Just got off the river after my first day of whitewater kayaking. I can’t believe I haven’t done this before. Sometimes, when I try a new activity, it just clicks right away and I say “I feel like myself when I’m doing this.” That’s how it was for me with yoga, and now this. I figured I’d like it, but not this much.
I’m going to write first about the activities of the day, then in another post I’ll share more about the personal and social experiences.
When I woke up this morning I actually wondered if maybe they’d keep up off the water for the day because it’s rainy and only 55 degrees. I was ok with that idea. I wasn’t clamboring to get out there – but that was just my nerves disguising themselves as some kind of logic trying to hold me back.
We spent the morning meeting our kayaking guides, getting outfitted with all of our gear and getting the rundown on how it would work. My gear bundle consists of a wetsuit, fun neoprene booties, splash jacket, life jacket, helmet, wet skirt, and of course kayak and paddle.
After lunch we walked down to the Clarks Fork River right in front of the Tarkio Lodge. We started by learning how to do a wet exit. One by one, our guides began by showing us the proper tucked position and flipping us over and right away turning us back up. The second time we stayed underwater for 5 seconds. The third time was 5 seconds again but practicing moving from tucked forward to sitting up straight, laying all the way back, then tucked forward again before coming up. The last time we actually did the exit, which basically means pulling a strap to release the wet skirt and pushing your butt up out of the seat.
From there we made our way down river about 3 miles. We learned how to hold the paddle properly, how to turn effectively by using a stern draw, and how to edge the kayak to help prevent tipping over. We paddled on flat, slow water for the majority of the time but went through 4 different sections of small riffles (very low-level, easy rapids). My guide kept telling me that the boat would steer better if I smiled. I was so concentrated on learning the technique that I guess I had a pretty serious look on my face. During the slow parts I did take some time to look around and take in the view. Pictures could never do it justice. We saw several bald eagles.
I felt awkward at first but once I got into it I started to understand the little nuances of how to use my body to do the things I needed to – keeping my upper body straight and letting my hips move with the water, engaging my core to lessen the strain on my shoulders and steer more powerfully. By the time we reached the take out point I was feeling really good.

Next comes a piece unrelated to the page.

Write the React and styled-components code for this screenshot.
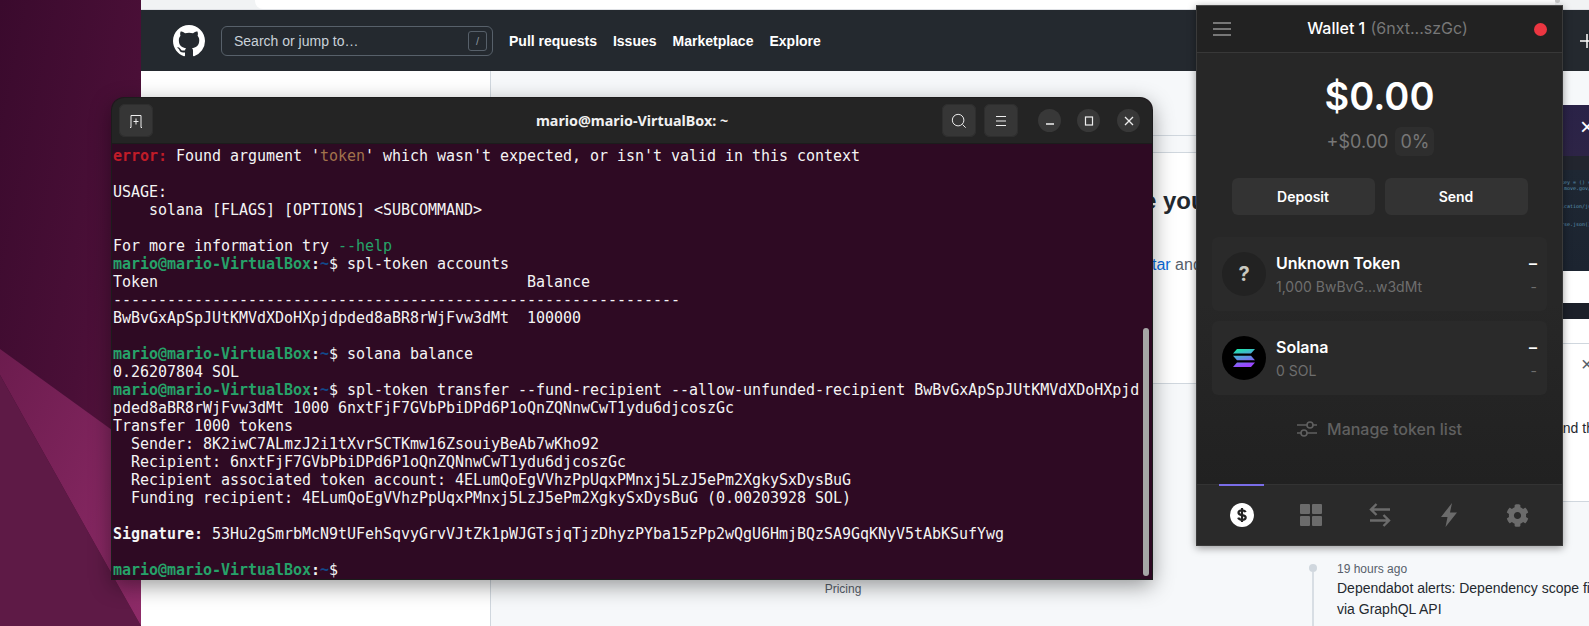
import React from "react";
import styled, { createGlobalStyle } from "styled-components";
import { FaCog } from "react-icons/fa";

const Global = createGlobalStyle`
  html, body { margin: 0; padding: 0; background: #fff; overflow: hidden; }
  * { box-sizing: border-box; }
`;

const Desktop = styled.div`
  position: relative;
  width: 1589px;
  height: 626px;
  overflow: hidden;
  display: flex;
  font-family: "Liberation Sans", Arial, sans-serif;
`;
const Wallpaper = styled.svg`
  flex: 0 0 141px;
  width: 141px;
  height: 626px;
  display: block;
`;
const Browser = styled.div`
  flex: 1;
  min-width: 0;
  display: flex;
  flex-direction: column;
  background: #fff;
`;
const TabStrip = styled.div`
  height: 10px;
  flex: none;
  display: flex;
  background: #f1f3f4;
  border-bottom: 1px solid #dfe1e5;
`;
const ActiveTab = styled.div`
  flex: 0 0 1300px;
  margin-left: 114px;
  background: #fff;
  border-bottom-left-radius: 8px;
`;
const AvatarEdge = styled.div`
  width: 19px;
  height: 3px;
  margin-left: auto;
  margin-right: 29px;
  background: #c9c9c9;
  border-radius: 0 0 10px 10px;
`;
const GitHubBar = styled.header`
  flex: none;
  height: 61px;
  background: #24292f;
  display: flex;
  align-items: center;
  padding: 0 0 0 32px;
`;
const SearchBox = styled.div`
  width: 272px;
  height: 30px;
  margin-left: 16px;
  margin-right: 16px;
  border: 1px solid #57606a;
  border-radius: 6px;
  display: flex;
  align-items: center;
  justify-content: space-between;
  padding: 0 5px 0 12px;
  color: #c9d1d9;
  font-size: 14px;
`;
const SlashKey = styled.span`
  width: 19px;
  height: 20px;
  border: 1px solid #57606a;
  border-radius: 3px;
  display: flex;
  align-items: center;
  justify-content: center;
  font-size: 11px;
  color: #8b949e;
`;
const NavLink = styled.a`
  color: #fff;
  font-size: 14px;
  font-weight: 700;
  margin-right: 16px;
  white-space: nowrap;
`;
const PlusIcon = styled.svg`
  margin-left: auto;
  margin-right: -6px;
  flex: none;
`;
const Content = styled.div`
  flex: 1;
  min-height: 0;
  display: flex;
`;
const Sidebar = styled.aside`
  flex: 0 0 350px;
  background: #fff;
  border-right: 1px solid #d0d7de;
`;
const Main = styled.main`
  flex: 1;
  min-width: 0;
  background: #f6f8fa;
  display: flex;
  overflow: hidden;
`;
const FeedColumn = styled.section`
  flex: 0 0 710px;
  min-width: 0;
  padding-top: 64px;
`;
const FeedStrip = styled.div`
  height: 17px;
  border-top: 1px solid #d0d7de;
`;
const FeedCard = styled.div`
  height: 232px;
  background: #fff;
  border-top: 1px solid #d0d7de;
  border-bottom: 1px solid #d0d7de;
  padding: 32px 0 0 652px;
  white-space: nowrap;
  overflow: hidden;
`;
const CardHeading = styled.h2`
  margin: 0;
  font-size: 24px;
  line-height: 32px;
  font-weight: 700;
  color: #24292f;
`;
const CardText = styled.p`
  margin: 36px 0 0 9px;
  font-size: 16px;
  line-height: 24px;
  color: #57606a;
`;
const CardLink = styled.a`
  color: #0969da;
`;
const PricingRow = styled.div`
  margin-top: 198px;
  padding-right: 6px;
  text-align: center;
  font-size: 12px;
  line-height: 14px;
  color: #57606a;
`;
const SideColumn = styled.section`
  flex: 0 0 400px;
  margin-left: 108px;
  padding-top: 34px;
`;
const PromoCard = styled.div`
  height: 397px;
  background: #fff;
  border-bottom: 1px solid #d0d7de;
`;
const PromoImage = styled.div`
  position: relative;
  height: 166px;
  background: linear-gradient(180deg, #2a2247 0%, #2d2446 31%, #22252e 31%, #22252e 39%, #1e2733 39%, #1c2430 100%);
`;
const PromoClose = styled.span`
  position: absolute;
  left: 271px;
  top: 10px;
  color: #fff;
  font-size: 24px;
  line-height: 24px;
`;
const PromoCode = styled.pre`
  margin: 0;
  position: absolute;
  left: 252px;
  top: 74px;
  font: 5px/6px "DejaVu Sans Mono", monospace;
  color: #5d95b5;
`;
const PromoBand = styled.div`
  height: 16px;
  margin-top: 32px;
  background: #1c2029;
`;
const PromoFoot = styled.div`
  height: 25px;
  border-bottom: 1px solid #d0d7de;
`;
const PromoBody = styled.div`
  display: flex;
  flex-direction: column;
  padding: 12px 0 0 246px;
  white-space: nowrap;
  font-size: 14px;
  color: #24292f;
`;
const PromoDismiss = styled.span`
  margin-left: 26px;
  height: 17px;
  font-size: 20px;
  line-height: 17px;
  color: #57606a;
`;
const PromoLine = styled.span`
  margin-top: 47px;
  line-height: 17px;
`;
const Timeline = styled.div`
  margin-top: 60px;
  padding-left: 28px;
  position: relative;
  display: flex;
  flex-direction: column;
  white-space: nowrap;
`;
const TimelineDot = styled.i`
  position: absolute;
  left: 0;
  top: 2px;
  width: 8px;
  height: 8px;
  border-radius: 50%;
  background: #d0d7de;
  &::after {
    content: "";
    position: absolute;
    left: 3px;
    top: 8px;
    width: 2px;
    height: 70px;
    background: #d8dee4;
  }
`;
const TimeAgo = styled.span`
  font-size: 12px;
  line-height: 14px;
  color: #57606a;
`;
const TimelineText = styled.span`
  margin-top: 2px;
  font-size: 14px;
  line-height: 21px;
  color: #24292f;
`;

/* Terminal window */
const TerminalWindow = styled.div`
  position: absolute;
  left: 112px;
  top: 98px;
  width: 1040px;
  height: 481px;
  display: flex;
  flex-direction: column;
  border-radius: 12px 12px 0 0;
  overflow: hidden;
  background: #2e0a23;
  box-shadow: 0 0 0 1px #1c1c1c, 0 6px 22px rgba(0, 0, 0, 0.42);
`;
const TermBar = styled.div`
  flex: none;
  height: 46px;
  background: #242424;
  border-bottom: 1px solid #1c1c1c;
  display: flex;
  align-items: center;
  padding: 0 12px 0 7px;
`;
const TermButton = styled.span`
  width: ${(p) => p.$w}px;
  height: 33px;
  margin-left: ${(p) => p.$gap || 0}px;
  border-radius: 6px;
  background: #363636;
  box-shadow: inset 0 0 0 1px #2e2e2e;
  display: flex;
  align-items: center;
  justify-content: center;
  flex: none;
`;
const TermTitle = styled.div`
  flex: 1;
  text-align: center;
  padding-left: 169px;
  color: #f0f0f0;
  font: 700 14.3px "Noto Sans", sans-serif;
`;
const WinCircle = styled.span`
  width: 23px;
  height: 23px;
  border-radius: 50%;
  background: #383838;
  margin-left: ${(p) => p.$gap}px;
  display: flex;
  align-items: center;
  justify-content: center;
  flex: none;
`;
const TermBody = styled.pre`
  position: relative;
  flex: 1;
  margin: 0;
  padding: 3px 0 0 1px;
  font-family: "DejaVu Sans Mono", monospace;
  font-size: 15px;
  letter-spacing: -0.03px;
  line-height: 18px;
  color: #f4f4f4;
  overflow: hidden;
`;
const Green = styled.b`
  color: #26a269;
`;
const Blue = styled.b`
  color: #12488b;
`;
const Red = styled.b`
  color: #c01c28;
`;
const Brown = styled.span`
  color: #a2734c;
`;
const HelpFlag = styled.span`
  color: #26a269;
`;
const Scrollbar = styled.div`
  position: absolute;
  right: 3px;
  top: 184px;
  width: 6px;
  height: 248px;
  border-radius: 3px;
  background: #a6a6a6;
`;

/* Wallet window */
const WalletWindow = styled.div`
  position: absolute;
  left: 1196px;
  top: 5px;
  width: 367px;
  height: 541px;
  display: flex;
  flex-direction: column;
  background: linear-gradient(180deg, #272727 0%, #272727 55%, #1f1f1f 100%);
  border: 1px solid #3a3a3a;
  border-top-color: #4a4a4a;
  box-shadow: 0 2px 8px rgba(0, 0, 0, 0.4);
  font-family: Inter, "Noto Sans", sans-serif;
`;
const WalletHeader = styled.div`
  flex: none;
  height: 47px;
  background: #222;
  border-bottom: 1px solid #383838;
  display: flex;
  align-items: center;
  justify-content: space-between;
  padding: 0 15px 0 16px;
`;
const Burger = styled.span`
  width: 18px;
  height: 14px;
  border-top: 2px solid #777;
  border-bottom: 2px solid #777;
  position: relative;
  &::after {
    content: "";
    position: absolute;
    left: 0;
    right: 0;
    top: 4px;
    height: 2px;
    background: #777;
  }
`;
const WalletName = styled.div`
  font-size: 16px;
  font-weight: 500;
  color: #fff;
  margin-left: 10px;
  margin-top: -2px;
`;
const WalletAddr = styled.span`
  color: #777;
  font-weight: 400;
  margin-left: 1px;
`;
const StatusDot = styled.span`
  width: 13px;
  height: 13px;
  border-radius: 50%;
  background: #ec3641;
`;
const WalletBody = styled.div`
  flex: 1;
  min-height: 0;
  display: flex;
  flex-direction: column;
  align-items: center;
  padding: 20px 15px 0;
`;
const Balance = styled.div`
  font-size: 38px;
  line-height: 46px;
  font-weight: 600;
  color: #fff;
`;
const Delta = styled.div`
  margin-top: 8px;
  margin-left: 2px;
  height: 29px;
  display: flex;
  align-items: center;
  gap: 7px;
  font-size: 18px;
  color: #777;
`;
const DeltaBadge = styled.span`
  height: 29px;
  padding: 0 5px;
  border-radius: 6px;
  background: #2e2e2e;
  display: flex;
  align-items: center;
`;
const ActionRow = styled.div`
  margin-top: 22px;
  display: flex;
  gap: 10px;
`;
const ActionButton = styled.button`
  width: 143px;
  height: 37px;
  border: 0;
  border-radius: 6px;
  background: #333;
  color: #fff;
  font: 600 14px Inter, sans-serif;
`;
const TokenList = styled.div`
  margin-top: 22px;
  align-self: stretch;
  display: flex;
  flex-direction: column;
  gap: 10px;
`;
const TokenRow = styled.div`
  height: 74px;
  border-radius: 6px;
  background: #2a2a2a;
  display: flex;
  align-items: center;
  padding: 0 10px;
`;
const TokenIcon = styled.span`
  width: 44px;
  height: 44px;
  border-radius: 50%;
  flex: none;
  background: ${(p) => (p.$dark ? "#000" : "#222")};
  color: #c8c8c0;
  font-size: 20px;
  font-weight: 700;
  display: flex;
  align-items: center;
  justify-content: center;
`;
const TokenText = styled.div`
  flex: 1;
  margin-left: 10px;
  padding-top: 2px;
  display: flex;
  flex-direction: column;
  gap: 4px;
`;
const TokenTitle = styled.span`
  color: #fff;
  font-size: 16px;
  line-height: 20px;
  font-weight: 600;
`;
const TokenSub = styled.span`
  color: #6e6e6e;
  font-size: 14px;
  line-height: 20px;
`;
const TokenValues = styled.div`
  padding-top: 2px;
  display: flex;
  flex-direction: column;
  align-items: flex-end;
  gap: 4px;
`;
const ManageLink = styled.div`
  margin-top: 24px;
  display: flex;
  align-items: center;
  gap: 10px;
  color: #606060;
  font-size: 16px;
  font-weight: 500;
  line-height: 20px;
`;
const WalletTabs = styled.nav`
  flex: none;
  height: 61px;
  background: #2a2a2a;
  border-top: 1px solid #333;
  display: grid;
  grid-template-columns: repeat(5, 69px);
  padding-left: 10px;
`;
const WalletTab = styled.span`
  position: relative;
  display: flex;
  align-items: center;
  justify-content: center;
  color: #6b6b6b;
  &::before {
    content: "";
    display: ${(p) => (p.$active ? "block" : "none")};
    position: absolute;
    top: -1px;
    left: 12px;
    width: 45px;
    height: 2px;
    background: #7a6de8;
  }
`;

const Prompt = () => (
  <>
    <Green>mario@mario-VirtualBox</Green>
    <b>:</b>
    <Blue>~</Blue>$
  </>
);

const logo =
  "M8 0C3.58 0 0 3.58 0 8c0 3.54 2.29 6.53 5.47 7.59.4.07.55-.17.55-.38 0-.19-.01-.82-.01-1.49-2.01.37-2.53-.49-2.69-.94-.09-.23-.48-.94-.82-1.13-.28-.15-.68-.52-.01-.53.63-.01 1.08.58 1.23.82.72 1.21 1.87.87 2.33.66.07-.52.28-.87.51-1.07-1.78-.2-3.64-.89-3.64-3.95 0-.87.31-1.59.82-2.15-.08-.2-.36-1.02.08-2.12 0 0 .67-.21 2.2.82.64-.18 1.32-.27 2-.27.68 0 1.36.09 2 .27 1.53-1.04 2.2-.82 2.2-.82.44 1.1.16 1.92.08 2.12.51.56.82 1.27.82 2.15 0 3.07-1.87 3.75-3.65 3.95.29.25.54.73.54 1.48 0 1.07-.01 1.93-.01 2.2 0 .21.15.46.55.38A8.013 8.013 0 0016 8c0-4.42-3.58-8-8-8z";

const SolanaMark = () => (
  <svg width="22" height="20" viewBox="0 0 22 20">
    <defs>
      <linearGradient id="sol" x1="0" y1="0" x2="0.3" y2="1">
        <stop offset="0" stopColor="#14f1a0" />
        <stop offset="0.45" stopColor="#4fa8d8" />
        <stop offset="1" stopColor="#9a45ff" />
      </linearGradient>
    </defs>
    <path d="M4 1h18l-4 4.4H0zM0 7.8h18l4 4.4H4zM4 14.6h18l-4 4.4H0z" fill="url(#sol)" />
  </svg>
);

const App = () => (
  <Desktop>
    <Global />
    <Wallpaper viewBox="0 0 141 626">
      <defs>
        <linearGradient id="wpTop" x1="0" y1="0" x2="1" y2="0.9">
          <stop offset="0" stopColor="#3a0a2d" />
          <stop offset="0.6" stopColor="#4a0f37" />
          <stop offset="1" stopColor="#5c1641" />
        </linearGradient>
        <linearGradient id="wpBeam" x1="0" y1="0" x2="1" y2="1">
          <stop offset="0" stopColor="#6c1c4e" />
          <stop offset="1" stopColor="#8e2b68" />
        </linearGradient>
      </defs>
      <rect width="141" height="626" fill="url(#wpTop)" />
      <path d="M0 349L141 451V626L0 375Z" fill="url(#wpBeam)" />
      <path d="M0 375L141 626H0Z" fill="#5e1a46" />
    </Wallpaper>
    <Browser>
      <TabStrip>
        <ActiveTab />
        <AvatarEdge />
      </TabStrip>
      <GitHubBar>
        <svg width="32" height="32" viewBox="0 0 16 16" fill="#fff">
          <path d={logo} />
        </svg>
        <SearchBox>
          Search or jump to…
          <SlashKey>/</SlashKey>
        </SearchBox>
        <NavLink>Pull requests</NavLink>
        <NavLink>Issues</NavLink>
        <NavLink>Marketplace</NavLink>
        <NavLink>Explore</NavLink>
        <PlusIcon width="16" height="16" viewBox="0 0 16 16" fill="none" stroke="#fff" strokeWidth="1.5">
          <path d="M8 1v14M1 8h14" />
        </PlusIcon>
      </GitHubBar>
      <Content>
        <Sidebar />
        <Main>
          <FeedColumn>
            <FeedStrip />
            <FeedCard>
              <CardHeading>e your</CardHeading>
              <CardText>
                <CardLink>tar</CardLink> and
              </CardText>
            </FeedCard>
            <PricingRow>Pricing</PricingRow>
          </FeedColumn>
          <SideColumn>
            <PromoCard>
              <PromoImage>
                <PromoClose>×</PromoClose>
                <PromoCode>{"key = () =\n.move.gov/\n\n\nication/js\n\n\nrse.json()"}</PromoCode>
              </PromoImage>
              <PromoBand />
              <PromoFoot />
              <PromoBody>
                <PromoDismiss>×</PromoDismiss>
                <PromoLine>and the</PromoLine>
              </PromoBody>
            </PromoCard>
            <Timeline>
              <TimelineDot />
              <TimeAgo>19 hours ago</TimeAgo>
              <TimelineText>
                Dependabot alerts: Dependency scope filter
                <br />
                via GraphQL API
              </TimelineText>
            </Timeline>
          </SideColumn>
        </Main>
      </Content>
    </Browser>

    <TerminalWindow>
      <TermBar>
        <TermButton $w={34}>
          <svg width="16" height="16" viewBox="0 0 16 16" fill="none" stroke="#eee" strokeWidth="1">
            <path d="M2 14.500h1V2.500h10v12h1M8 5.500v6M5.500 8.500h5" />
          </svg>
        </TermButton>
        <TermTitle>mario@mario-VirtualBox: ~</TermTitle>
        <TermButton $w={34}>
          <svg width="16" height="16" viewBox="0 0 18 18" fill="none" stroke="#eee" strokeWidth="1.1">
            <circle cx="8" cy="8" r="6.500" />
            <path d="M13 13L16.500 16.500" />
          </svg>
        </TermButton>
        <TermButton $w={34} $gap={8}>
          <svg width="14" height="14" viewBox="0 0 14 14" stroke="#eee" strokeWidth="1.2">
            <path d="M2 2.500h10M2 7h10M2 11.500h10" />
          </svg>
        </TermButton>
        <WinCircle $gap={20}>
          <svg width="10" height="10" viewBox="0 0 10 10" stroke="#eee" strokeWidth="1.3">
            <path d="M1 8h8" />
          </svg>
        </WinCircle>
        <WinCircle $gap={16}>
          <svg width="10" height="10" viewBox="0 0 10 10" fill="none" stroke="#eee" strokeWidth="1.2">
            <rect x="1.500" y="1" width="7" height="8" />
          </svg>
        </WinCircle>
        <WinCircle $gap={17}>
          <svg width="10" height="10" viewBox="0 0 10 10" stroke="#eee" strokeWidth="1.3">
            <path d="M1 1l8 8M9 1l-8 8" />
          </svg>
        </WinCircle>
      </TermBar>
      <TermBody>
        <Red>error:</Red> Found argument '<Brown>token</Brown>' which wasn't expected, or isn't valid in this context{"\n"}
        {"\n"}
        USAGE:{"\n"}
        {"    solana [FLAGS] [OPTIONS] <SUBCOMMAND>\n"}
        {"\n"}
        For more information try <HelpFlag>--help</HelpFlag>{"\n"}
        <Prompt /> spl-token accounts{"\n"}
        {"Token                                         Balance\n"}
        {"---------------------------------------------------------------\n"}
        {"BwBvGxApSpJUtKMVdXDoHXpjdpded8aBR8rWjFvw3dMt  100000\n"}
        {"\n"}
        <Prompt /> solana balance{"\n"}
        0.26207804 SOL{"\n"}
        <Prompt /> spl-token transfer --fund-recipient --allow-unfunded-recipient BwBvGxApSpJUtKMVdXDoHXpjd{"\n"}
        pded8aBR8rWjFvw3dMt 1000 6nxtFjF7GVbPbiDPd6P1oQnZQNnwCwT1ydu6djcoszGc{"\n"}
        Transfer 1000 tokens{"\n"}
        {"  Sender: 8K2iwC7ALmzJ2i1tXvrSCTKmw16ZsouiyBeAb7wKho92\n"}
        {"  Recipient: 6nxtFjF7GVbPbiDPd6P1oQnZQNnwCwT1ydu6djcoszGc\n"}
        {"  Recipient associated token account: 4ELumQoEgVVhzPpUqxPMnxj5LzJ5ePm2XgkySxDysBuG\n"}
        {"  Funding recipient: 4ELumQoEgVVhzPpUqxPMnxj5LzJ5ePm2XgkySxDysBuG (0.00203928 SOL)\n"}
        {"\n"}
        <b>Signature:</b> 53Hu2gSmrbMcN9tUFehSqvyGrvVJtZk1pWJGTsjqTjzDhyzPYba15zPp2wQgU6HmjBQzSA9GqKNyV5tAbKSufYwg{"\n"}
        {"\n"}
        <Prompt />
        <Scrollbar />
      </TermBody>
    </TerminalWindow>

    <WalletWindow>
      <WalletHeader>
        <Burger />
        <WalletName>
          Wallet 1 <WalletAddr>(6nxt...szGc)</WalletAddr>
        </WalletName>
        <StatusDot />
      </WalletHeader>
      <WalletBody>
        <Balance>$0.00</Balance>
        <Delta>
          +$0.00
          <DeltaBadge>0%</DeltaBadge>
        </Delta>
        <ActionRow>
          <ActionButton>Deposit</ActionButton>
          <ActionButton>Send</ActionButton>
        </ActionRow>
        <TokenList>
          <TokenRow>
            <TokenIcon>?</TokenIcon>
            <TokenText>
              <TokenTitle>Unknown Token</TokenTitle>
              <TokenSub>1,000 BwBvG...w3dMt</TokenSub>
            </TokenText>
            <TokenValues>
              <TokenTitle>–</TokenTitle>
              <TokenSub>-</TokenSub>
            </TokenValues>
          </TokenRow>
          <TokenRow>
            <TokenIcon $dark>
              <SolanaMark />
            </TokenIcon>
            <TokenText>
              <TokenTitle>Solana</TokenTitle>
              <TokenSub>0 SOL</TokenSub>
            </TokenText>
            <TokenValues>
              <TokenTitle>–</TokenTitle>
              <TokenSub>-</TokenSub>
            </TokenValues>
          </TokenRow>
        </TokenList>
        <ManageLink>
          <svg width="20" height="20" viewBox="0 0 20 20" fill="none" stroke="#606060" strokeWidth="1.6">
            <path d="M0 6h10M16 6h4M0 14h4M10 14h10" />
            <circle cx="13" cy="6" r="3" />
            <circle cx="7" cy="14" r="3" />
          </svg>
          Manage token list
        </ManageLink>
      </WalletBody>
      <WalletTabs>
        <WalletTab $active>
          <svg width="24" height="24" viewBox="0 0 24 24" fill="none">
            <circle cx="12" cy="12" r="12" fill="#fff" />
            <path d="M15.6 9.2c-.5-1.3-1.9-1.9-3.6-1.9-2 0-3.5.9-3.5 2.4 0 3.4 7.2 1.5 7.2 4.8 0 1.5-1.6 2.3-3.7 2.3-1.9 0-3.3-.7-3.8-2.1M12 5v14" stroke="#222" strokeWidth="2.2" />
          </svg>
        </WalletTab>
        <WalletTab>
          <svg width="22" height="22" viewBox="0 0 22 22" fill="currentColor">
            <rect width="10" height="10" rx="1" />
            <rect x="12" width="10" height="10" rx="1" />
            <rect y="12" width="10" height="10" rx="1" />
            <rect x="12" y="12" width="10" height="10" rx="1" />
          </svg>
        </WalletTab>
        <WalletTab>
          <svg width="24" height="24" viewBox="0 0 24 24" fill="none" stroke="currentColor" strokeWidth="2.4">
            <path d="M22 6.500H3M8.500 1L3 6.500 8.500 12M2 17.500h19M15.500 12l5.500 5.500-5.500 5.500" />
          </svg>
        </WalletTab>
        <WalletTab>
          <svg width="16" height="24" viewBox="0 0 16 24" fill="currentColor">
            <path d="M11 0L0 14h6.500L4.500 24 16 9.500H9z" />
          </svg>
        </WalletTab>
        <WalletTab>
          <FaCog size={23} />
        </WalletTab>
      </WalletTabs>
    </WalletWindow>
  </Desktop>
);

export default App;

Then I got out of the kayak.
I couldn’t feel my fingers. My legs felt like taffy from the freezer that will shatter if you try to bend it. But I wasn’t the only one. In fact, we all were sharing these same symptoms to some degree. I imagined myself doing the same activity with friends that do not have MS and feeling those same symptoms, unsure of whether or not to talk about them because it makes me feel weak or just because others really don’t understand what I mean. This was an entirely different experience. After I did my wet exit and had to stand on the beach to get back into my kayak, I was so dizzy and disoriented from all of the flipping that I nearly fell over every time I took a step and would have hit the ground if one of the volunteers hadn’t been standing right by me. My immediate reaction was to try to laugh it off and act like it was one klutzy moment, I’m fine. But no one laughed at me. Everyone looked at me with complete understanding and I felt comfortable taking my time to stand still and let other people empty the water from my kayak while I got my bearings. I understand now why having that community is so important. It’s not just about having someone to vent to about your struggles. It’s about truly knowing in those hard moments that you’re not alone, that you are receiving empathy rather than sympathy.
Kayaking aside – let’s talk about this program.
The intent of First Descents is to give participants an opportunity to learn trust their bodies again and find healing through adventure. It’s about empowerment. One of their themes is “challenge by choice.” They will offer us a challenge, but we don’t have to accept it. We set our limits. We decide what we’re willing to do and how far we’ll go. When you’re diagnosed with MS you are handed a lot of burdens to carry that you did not ask for; there’s no choice in that matter. But if we can find success in these challenges we accepting and build confidence, we will be better equipped to handle those challenges we don’t have a choice in.
One of the biggest themes of the day was mindfulness. You do your best to stay in the moment, not thinking about the past or worrying about the future. I’ve always understood the concept but have had a hard time seeing how that can truly work. How can I accomplish anything if I’m not looking to the future? It became very clear to me on the river. I wasn’t afraid because I wasn’t thinking about the what if’s. I was only focused on what is happening with my kayak and the water and how I can best handle it. I can see that the rapids are coming. I don’t try to avoid them or slow down. Nothing changes. I move with the current and I ride the waves. I remain calm and keep balanced, doing my best to keep the boat straight. If I start to turn I lean into it instead of away then do what I need to in order to get turned back around. What a metaphor for life, right?
I don’t need to worry about what the future holds. I just stay the course and ride the waves. If I stay calm and balanced I have the ability to steer through whatever tough waters I encounter. And, if necessary, I gracefully (or not) exit that situation and make my way to the beach to regroup, empty the water out of my boat, and get right back to it.